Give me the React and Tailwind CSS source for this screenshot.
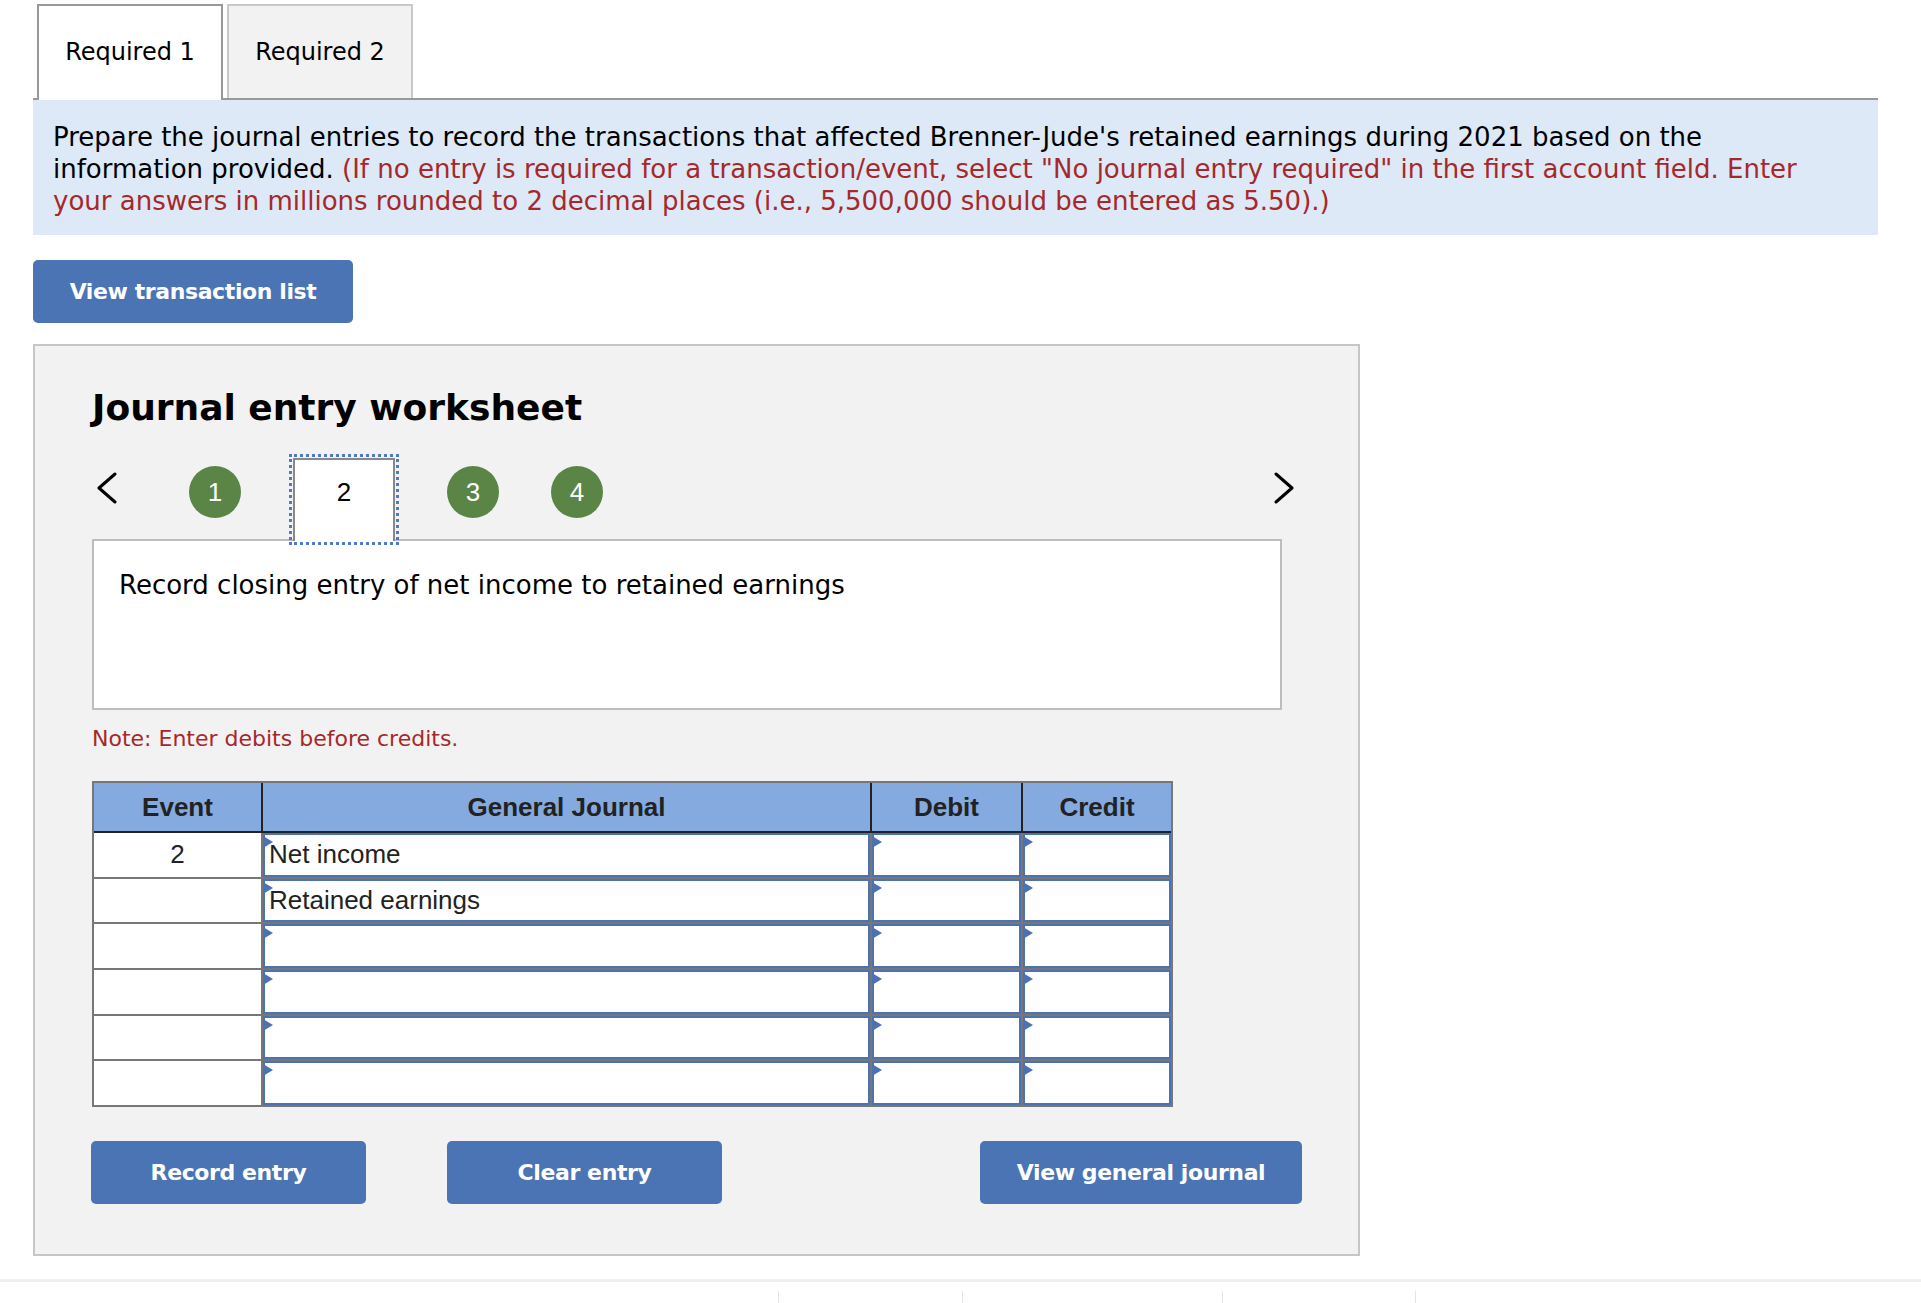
import React from "react";

const sans = "font-['DejaVu_Sans',Verdana,sans-serif]";
const arial = "font-['Liberation_Sans',Arial,sans-serif]";

const rows = [
  { event: "2", account: "Net income" },
  { event: "", account: "Retained earnings" },
  { event: "", account: "" },
  { event: "", account: "" },
  { event: "", account: "" },
  { event: "", account: "" },
];

const ChevronLeft = () => (
  <svg width="20" height="32" viewBox="0 0 20 32" fill="none">
    <polyline points="18,2 2,16 18,30" stroke="#000" strokeWidth="3" strokeLinecap="round" strokeLinejoin="round" />
  </svg>
);

const ChevronRight = () => (
  <svg width="20" height="32" viewBox="0 0 20 32" fill="none">
    <polyline points="2,2 18,16 2,30" stroke="#000" strokeWidth="3" strokeLinecap="round" strokeLinejoin="round" />
  </svg>
);

const Step = ({ n }) => (
  <div className={`mt-[8px] ml-[52px] flex h-[52px] w-[52px] items-center justify-center rounded-full bg-[#5a8547] text-[26px] text-white ${arial}`}>
    {n}
  </div>
);

const InputCell = ({ children }) => (
  <div className="relative flex h-[43.67px] items-center border-2 border-[#4a72b5] bg-white pl-[4px]">
    <span className="absolute -left-[2px] top-[1px] h-0 w-0 border-y-[6px] border-l-[10px] border-y-transparent border-l-[#4a72b5]"></span>
    {children}
  </div>
);

const BlueButton = ({ label, className }) => (
  <button
    className={`flex h-[63px] items-center justify-center rounded-[5px] bg-[#4a74b3] text-[22px] font-bold tracking-[-0.4px] text-white ${sans} ${className}`}
  >
    {label}
  </button>
);

export default function App() {
  return (
    <div className="min-h-[1303px] bg-white text-black">
      <div className="w-[1878px] pl-[33px]">
        {/* Tabs */}
        <div className="flex items-start border-b-2 border-[#999] pt-[4px]">
          <div className={`ml-[4px] -mb-[2px] flex h-[96px] w-[186px] items-center justify-center border-2 border-b-0 border-[#999] bg-white pb-[2px] text-[24px] ${sans}`}>
            Required 1
          </div>
          <div className={`ml-[4px] flex h-[94px] w-[186px] items-center justify-center border-2 border-b-0 border-[#c8c8c8] bg-[#f2f2f2] text-[24px] ${sans}`}>
            Required 2
          </div>
        </div>

        {/* Instructions */}
        <div className={`bg-[#dde9f7] px-[20px] pt-[21px] pb-[18px] text-[26px] leading-[32px] ${sans}`}>
          Prepare the journal entries to record the transactions that affected Brenner-Jude's retained earnings during 2021 based on the
          <br />
          information provided.{" "}
          <span className="text-[#a6282a]">
            (If no entry is required for a transaction/event, select "No journal entry required" in the first account field. Enter
            <br />
            your answers in millions rounded to 2 decimal places (i.e., 5,500,000 should be entered as 5.50).)
          </span>
        </div>

        <BlueButton label="View transaction list" className="mt-[25px] w-[320px]" />

        {/* Worksheet */}
        <div className="mt-[21px] w-[1327px] border-2 border-[#c6c6c6] bg-[#f2f2f2] pt-[40px] pb-[50px] pl-[57px]">
          <h2 className={`text-[36px] leading-[44px] font-bold ${sans}`}>Journal entry worksheet</h2>

          <div className="mt-[28px] flex h-[81px] w-[1202px] items-start">
            <div className="mt-[14px] ml-[5px]">
              <ChevronLeft />
            </div>
            <div className={`mt-[8px] ml-[72px] flex h-[52px] w-[52px] items-center justify-center rounded-full bg-[#5a8547] text-[26px] text-white ${arial}`}>
              1
            </div>
            <div className={`relative z-10 ml-[52px] h-[83px] w-[102px] border-2 border-b-0 border-[#888] bg-white pt-[16px] text-center text-[26px] leading-[32px] outline-[3px] outline-offset-1 outline-[#4f7bc6] outline-dotted ${arial}`}>
              2
            </div>
            <Step n="3" />
            <Step n="4" />
            <div className="mt-[14px] ml-auto">
              <ChevronRight />
            </div>
          </div>

          <div className={`h-[171px] w-[1190px] border-2 border-[#bdbdbd] bg-white pt-[28px] pl-[25px] text-[26px] leading-[32px] ${sans}`}>
            Record closing entry of net income to retained earnings
          </div>

          <p className={`mt-[15px] text-[22px] leading-[28px] text-[#a6282a] ${sans}`}>Note: Enter debits before credits.</p>

          {/* Journal table */}
          <div className={`mt-[28px] w-[1081px] border-2 border-[#777] text-[26px] text-[#222] ${arial}`}>
            <div className="grid grid-cols-[167px_607px_149px_148px] gap-x-[2px] border-b-2 border-[#222] bg-[#222] font-bold">
              <div className="flex h-[48px] items-center justify-center bg-[#84aadf]">Event</div>
              <div className="flex h-[48px] items-center justify-center bg-[#84aadf]">General Journal</div>
              <div className="flex h-[48px] items-center justify-center bg-[#84aadf]">Debit</div>
              <div className="flex h-[48px] items-center justify-center bg-[#84aadf]">Credit</div>
            </div>
            <div className="grid grid-cols-[167px_607px_149px_148px] gap-[2px] bg-[#777]">
              {rows.map((row, i) => (
                <React.Fragment key={i}>
                  <div className="flex h-[43.67px] items-center justify-center bg-white">{row.event}</div>
                  <InputCell>{row.account}</InputCell>
                  <InputCell />
                  <InputCell />
                </React.Fragment>
              ))}
            </div>
          </div>

          <div className="mt-[34px] flex">
            <BlueButton label="Record entry" className="-ml-[1px] w-[275px]" />
            <BlueButton label="Clear entry" className="ml-[81px] w-[275px]" />
            <BlueButton label="View general journal" className="ml-[258px] w-[322px]" />
          </div>
        </div>
      </div>

      {/* Bottom toolbar edge */}
      <div className="mt-[23px] h-[3px] w-full bg-[#f0f0f0]"></div>
      <div className="mt-[9px] flex h-[13px]">
        <div className="ml-[778px] w-px bg-[#e4e4e4]"></div>
        <div className="ml-[183px] w-px bg-[#e4e4e4]"></div>
        <div className="ml-[259px] w-px bg-[#e4e4e4]"></div>
        <div className="ml-[192px] w-px bg-[#e4e4e4]"></div>
      </div>
    </div>
  );
}
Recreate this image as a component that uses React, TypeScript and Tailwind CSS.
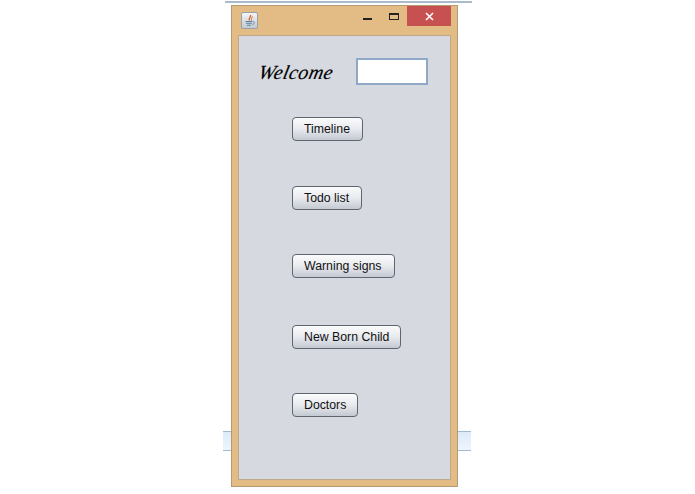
const buttons = [
  { label: "Timeline", cls: "w-[71px] mt-[32px]" },
  { label: "Todo list", cls: "w-[70px] mt-[45px]" },
  { label: "Warning signs", cls: "w-[103px] mt-[44px]" },
  { label: "New Born Child", cls: "w-[109px] mt-[47px]" },
  { label: "Doctors", cls: "w-[66px] mt-[44px]" },
];

function JavaIcon() {
  return (
    <div className="w-[17px] h-[17px] rounded-[2px] border border-[#9aa0a6] bg-gradient-to-b from-[#f4f5f6] to-[#c3cad2] flex items-center justify-center">
      <svg width="13" height="13" viewBox="0 0 13 13" fill="none">
        <path d="M7.5 1 C8.5 3 5 4 6.5 6.5" stroke="#d8642a" strokeWidth="1.4" />
        <path d="M9.5 2.5 C9 4 8 4.5 8.5 6.5" stroke="#d8642a" strokeWidth="1" />
        <path d="M2.5 7.5 H9.5 M3 9.3 H9 M4 11.2 H8" stroke="#5c7f9f" strokeWidth="1.1" />
        <path d="M10 7.5 C12 7.5 12 10 9.5 10.5" stroke="#5c7f9f" strokeWidth="0.9" />
      </svg>
    </div>
  );
}

export default function App() {
  return (
    <div className="relative w-[695px] h-[494px] bg-white overflow-hidden font-['Liberation_Sans',sans-serif]">
      <div className="absolute left-[225px] top-[1px] w-[247px] h-[2px] bg-[#a9bbcd]" />
      <div className="absolute left-[223px] top-[431px] w-[248px] h-[20px] border-y border-[#9dbbd6] bg-gradient-to-b from-[#dcebfa] to-[#eef5fc]" />

      <div className="absolute left-[231px] top-[5px] w-[227px] h-[482px] bg-[#e3bb85] border border-[#b59a73] flex flex-col">
        <div className="h-[29px] flex items-start shrink-0">
          <div className="ml-[9px] mt-[6px]">
            <JavaIcon />
          </div>
          <div className="ml-auto flex items-start">
            <div className="w-[9px] h-[2px] bg-[#222] mt-[12px] mr-[17px]" />
            <div className="w-[10px] h-[7px] border border-[#222] border-t-2 mt-[7px] mr-[8px]" />
            <div className="w-[44px] h-[20px] bg-[#c75050] flex items-center justify-center mr-[6px]">
              <svg width="9" height="9" viewBox="0 0 9 9">
                <path d="M1 1 L8 8 M8 1 L1 8" stroke="#fff" strokeWidth="1.6" />
              </svg>
            </div>
          </div>
        </div>

        <div className="mx-[6px] h-[445px] bg-[#d6d9e0] border border-[#bda98c] flex flex-col">
          <div className="flex items-center mt-[22px] h-[27px]">
            <span className="ml-[20px] w-[97px] text-[#000] text-[20px] tracking-[0.4px] font-['Liberation_Serif',serif] italic leading-none -skew-x-12 [-webkit-text-stroke:0.15px_#000]">
              Welcome
            </span>
            <div className="w-[72px] h-[27px] bg-white border-2 border-[#8ea8c6]" />
          </div>

          <div className="flex flex-col items-start ml-[53px]">
            {buttons.map((b) => (
              <div
                key={b.label}
                className={`${b.cls} h-[24px] flex items-center pl-[11px] pt-[1px] rounded-[4px] border border-[#5f6670] bg-gradient-to-b from-[#fbfbfc] via-[#e8eaee] to-[#c4c9d2] text-[12.3px] text-[#111] whitespace-nowrap`}
              >
                {b.label}
              </div>
            ))}
          </div>
        </div>
      </div>
    </div>
  );
}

-----

▶ _Stated problem_: Everything above from the line with "Recreate this image" through the line with "left-[223px] top-[431px] w-[248px]" should be retyped exactly, and nothing else; omit pictures.

▶ _Written solution_:
Recreate this image as a component that uses React, TypeScript and Tailwind CSS.
const buttons = [
  { label: "Timeline", cls: "w-[71px] mt-[32px]" },
  { label: "Todo list", cls: "w-[70px] mt-[45px]" },
  { label: "Warning signs", cls: "w-[103px] mt-[44px]" },
  { label: "New Born Child", cls: "w-[109px] mt-[47px]" },
  { label: "Doctors", cls: "w-[66px] mt-[44px]" },
];

function JavaIcon() {
  return (
    <div className="w-[17px] h-[17px] rounded-[2px] border border-[#9aa0a6] bg-gradient-to-b from-[#f4f5f6] to-[#c3cad2] flex items-center justify-center">
      <svg width="13" height="13" viewBox="0 0 13 13" fill="none">
        <path d="M7.5 1 C8.5 3 5 4 6.5 6.5" stroke="#d8642a" strokeWidth="1.4" />
        <path d="M9.5 2.5 C9 4 8 4.5 8.5 6.5" stroke="#d8642a" strokeWidth="1" />
        <path d="M2.5 7.5 H9.5 M3 9.3 H9 M4 11.2 H8" stroke="#5c7f9f" strokeWidth="1.1" />
        <path d="M10 7.5 C12 7.5 12 10 9.5 10.5" stroke="#5c7f9f" strokeWidth="0.9" />
      </svg>
    </div>
  );
}

export default function App() {
  return (
    <div className="relative w-[695px] h-[494px] bg-white overflow-hidden font-['Liberation_Sans',sans-serif]">
      <div className="absolute left-[225px] top-[1px] w-[247px] h-[2px] bg-[#a9bbcd]" />
      <div className="absolute left-[223px] top-[431px] w-[248px] h-[20px] border-y border-[#9dbbd6] bg-gradient-to-b from-[#dcebfa] to-[#eef5fc]" />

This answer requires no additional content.